Section 157.101 of the Family Code provides as follows:
(a) When the court orders the issuance of a capias as provided in this chapter, the court shall set an appearance bond or security, payable to the obligee or to a person designated by the court, in a reasonable amount.
(b) An appearance bond or security in the amount of $1,000 or a cash bond in the amount of $250 is presumed to be reasonable. Evidence that the respondent has attempted to evade service of process, has previously been found guilty of contempt, or has accrued arrearages over $1,000 is sufficient to rebut the presumption. If the presumption is rebutted, the court shall set a reasonable bond.
Under the statute, when the court issues a capias, it must set an appearance bond or security in a reasonable amount. A $1,000 appearance bond or $250 cash bond is presumed reasonable. That presumption may be rebutted, however, upon the presentation of certain evidence enumerated in.the statute. If the presumption is rebutted, the court shall set bond in the amount it deems reasonable. In the order denying the motion to reduce bond, the trial court found that relator: (1) was in arrears in the payment of court-ordered interim attorney’s fees in an amount in excess of $1,000, and (2) had avoided execution of the capias issued by the court on August 26, 1996. These findings do not satisfy the evidentiary bases in section 157.101(b) for rebutting the presumption that a $1,000 bond is reasonable.

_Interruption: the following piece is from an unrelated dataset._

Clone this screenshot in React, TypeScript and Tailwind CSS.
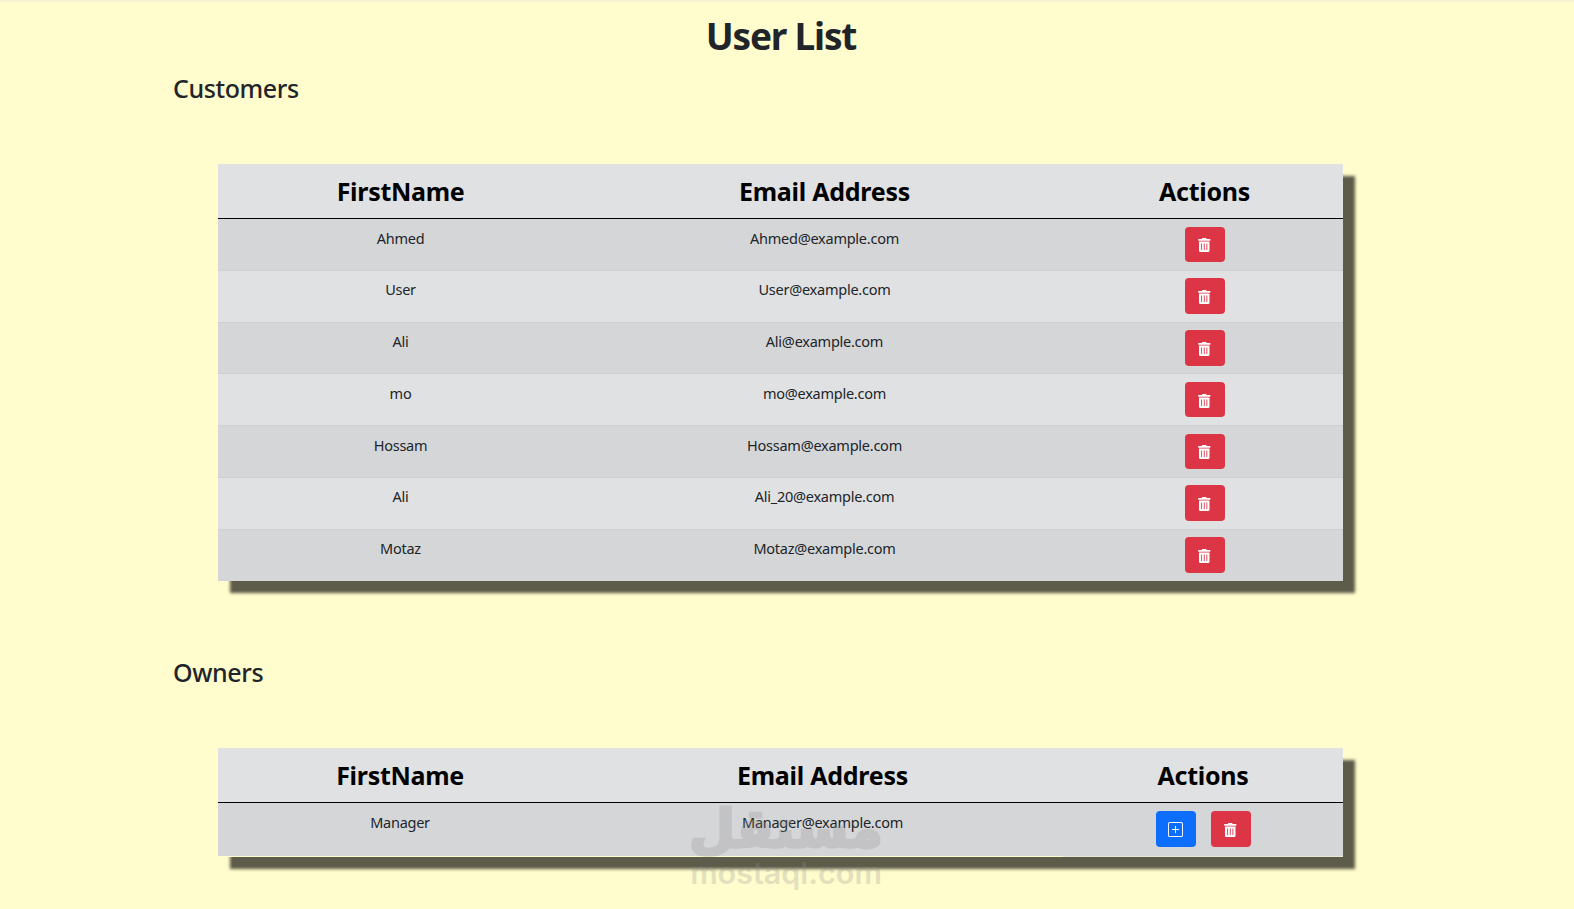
import React from "react";
import { FaTrashAlt } from "react-icons/fa";
import { BsPlusSquare } from "react-icons/bs";

const customers = [
  { name: "Ahmed", email: "Ahmed@example.com" },
  { name: "User", email: "User@example.com" },
  { name: "Ali", email: "Ali@example.com" },
  { name: "mo", email: "mo@example.com" },
  { name: "Hossam", email: "Hossam@example.com" },
  { name: "Ali", email: "Ali_20@example.com" },
  { name: "Motaz", email: "Motaz@example.com" },
];

const DeleteButton = () => (
  <button className="inline-flex h-[35.5px] w-[40px] items-center justify-center rounded-[4px] bg-[#dc3545] pt-[2px] text-white">
    <FaTrashAlt className="h-[14px] w-[12.5px]" />
  </button>
);

const AddButton = () => (
  <button className="inline-flex h-[36px] w-[40px] items-center justify-center rounded-[4px] bg-[#0d6efd] text-white">
    <BsPlusSquare className="h-[15px] w-[15px]" />
  </button>
);

const HeaderRow = () => (
  <tr className="h-[54.5px] border-b-[1.5px] border-black bg-[#e0e1e3]">
    <th className="text-center align-middle text-[25px] leading-[30px] font-bold tracking-[-0.3px] text-black">FirstName</th>
    <th className="text-center align-middle text-[25px] leading-[30px] font-bold tracking-[-0.25px] text-black">Email Address</th>
    <th className="text-center align-middle text-[25px] leading-[30px] font-bold tracking-[-0.3px] text-black">Actions</th>
  </tr>
);

export default function App() {
  return (
    <div className="relative h-[909px] overflow-hidden bg-[#fffccd] font-['Noto_Sans',sans-serif] text-[#212529]">
      <div className="h-[3px] bg-gradient-to-b from-[#f1efd6] to-[#fffccd]" />

      <div className="ml-[173px] w-[1216px]">
        <h1 className="mt-[9px] h-[48px] text-center text-[37px] leading-[48px] font-bold tracking-[-1.2px]">User List</h1>

        <h2 className="mt-[10px] h-[36px] text-[25px] leading-[36px] font-medium tracking-[-0.4px]">Customers</h2>
        <table className="mt-[58px] ml-[45px] w-[1125px] table-fixed border-collapse shadow-[12px_12px_3px_#5d5b49]">
          <colgroup>
            <col className="w-[365px]" />
            <col className="w-[483px]" />
            <col className="w-[277px]" />
          </colgroup>
          <thead>
            <HeaderRow />
          </thead>
          <tbody className="text-[14.5px] leading-[22px] tracking-[-0.25px]">
            {customers.map((c, i) => (
              <tr key={i} className={`h-[51.8px] border-b border-[#cfd0d2] last:border-b-0 ${i % 2 === 0 ? "bg-[#d5d6d8]" : "bg-[#e0e1e3]"}`}>
                <td className="pt-[7.5px] text-center align-top">{c.name}</td>
                <td className="pt-[7.5px] text-center align-top">{c.email}</td>
                <td className="pt-[7.5px] text-center align-top">
                  <DeleteButton />
                </td>
              </tr>
            ))}
          </tbody>
        </table>

        <h2 className="mt-[72.5px] h-[36px] text-[25px] leading-[36px] font-medium tracking-[-0.4px]">Owners</h2>
        <table className="mt-[58.5px] ml-[45px] w-[1125px] table-fixed border-collapse shadow-[12px_12px_3px_#5d5b49]">
          <colgroup>
            <col className="w-[364px]" />
            <col className="w-[481px]" />
            <col className="w-[280px]" />
          </colgroup>
          <thead>
            <HeaderRow />
          </thead>
          <tbody className="text-[14.5px] leading-[22px] tracking-[-0.25px]">
            <tr className="h-[53.5px] bg-[#d5d6d8]">
              <td className="pt-[7.5px] text-center align-top">Manager</td>
              <td className="pt-[7.5px] text-center align-top">Manager@example.com</td>
              <td className="border-b border-[#e8e8d8] pt-[8px] text-center align-top">
                <div className="flex justify-center gap-[15px]">
                  <AddButton />
                  <DeleteButton />
                </div>
              </td>
            </tr>
          </tbody>
        </table>
      </div>

      <div className="pointer-events-none absolute top-[801px] left-[691px] flex w-[190px] flex-col items-center text-[#8f8f8f] opacity-25">
        <span dir="rtl" className="font-['DejaVu_Sans',sans-serif] text-[53px] leading-[56px] font-bold [-webkit-text-stroke:3px_#8f8f8f]">مستقل</span>
        <span className="font-['Inter',sans-serif] text-[30.5px] leading-[32px] font-semibold">mostaql.com</span>
      </div>
    </div>
  );
}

This conclusion is based on the meaning of the terms “service of process” and “arrearag-es.” Where, as here, the legislature has not defined the terms in the statute, this Court must apply their ordinary meaning. See State of Texas v. Public Util. Comm’n, 883 S.W.2d 190, 200 (Tex.1994). Applying this rule, I would hold that the trial court’s finding that relator has “avoided the execution of the capias,” is not the same as “attempted to evade service of process” as that phrase is used in section 157.101. “Service of process” generally “signifies the delivering to or leaving [of writs complaints, summons, etc.], with the party to whom or with whom they ought to be delivered or left.” See BlacK’s Law DICTIONARY 1368 (6th Ed.1990). Neither the Code of Criminal Procedure nor case law requires “service” of an arrest warrant. See e.g., Tex.Code Crim. Proc. Ann. Art. 15.16 (Vernon 1977). In fact, the officer executing an arrest warrant need not have the warrant *647in his possession at the time of the arrest but simply must inform the defendant of the offense charged and of the fact that a warrant was issued.. See id. at Art. 15.26. Upon request, however, the officer must show the defendant the warrant as soon as possible. Id. Although avoiding execution of a capias is arguably worse than avoiding service of process, the statute simply does not make the former a consideration in setting bond. Because avoiding arrest is not listed in section 157.101(b) as rebuttal evidence, the trial court’s finding that relator “avoided the execution of the capias,” does not rebut the presumption in the statute that a $1,000 bond is reasonable.
Likewise, the trial court’s finding that relator was in arrears in the payment of court-ordered interim attorney’s fees in excess of $1,000 does not satisfy section 157.101(b). An “arrearage” is “money which is overdue and unpaid.” Black’s Law Dictionary 109 (6111 ed.1990). Although section 157.101 does not specify the type of “arrearage,” chapter 157 of the Family Code deals primarily with enforcement of child support and repeatedly refers to “arrearages” in that context. See generally, Tex. Fam.Code Ann. §§ 157.001-157.426 (Vernon 1996 & Supp.1998). Although case law suggests that attorney’s fees incurred in the enforcement of child support are also “arrearages” because they are “incident to and a part of the child support obligation,” see Ex parte Binse, 932 S.W.2d 619, 621 (Tex.App. — Houston [14 th Dist] 1996, orig. proceeding), the underlying case involves custody, not child support. Discussion at the hearing on the motion to reduce the bond indicates the amount of the bond was based on Linda’s outstanding attorney’s fees in the enforcement of custody under the divorce decree. Attorney’s fees incurred in connection with the enforcement of child custody orders by motion or writ of habeas corpus are recoverable as costs. See Tex.Fam.Code Ann. §§ 106.001, 106.002 (Vernon 1996 & Supp.1998). Such attorney’ s fees are plainly not “arrearages” within the ordinary meaning of that term under section 157.101(b). See e.g., Roosth v. Daggett, 869 S.W.2d 634, 636-37 (Tex.App. — Houston [14th Dist] 1994, no writ) (holding that attorney’s fees specifically designated as costs in prior divorce proceeding are a debt and are not enforceable through contempt as child support). Thus, the trial court’s finding in the underlying custody case that relator was in arrears in the payment of attorney’s fees is not the same as a finding that relator accrued child support arrearages over $1,000 as required by section 157.101(b) and therefore, does not rebut the presumption in that statute.
Accordingly, I would hold that the trial court clearly abused its discretion in setting bond under section 157.101 of the Family Code. I would therefore conditionally grant a writ of mandamus directing the trial court to vacate its orders of August 28,1996 and May 5,1997, setting bond and denying the motion to reduce bond, respectively.
. We are unaware of any authority holding that an order setting bond in a civil case is appealable. But cf. Clark v. Barr, 827 S.W.2d 556, 557 (Tex.App. — Houston [1 st Dist.] 1992, orig. proceeding) (holding that an order denying a motion to reduce bond in criminal case is subject to direct appeal under former Tex.R.App. P. 44(a)).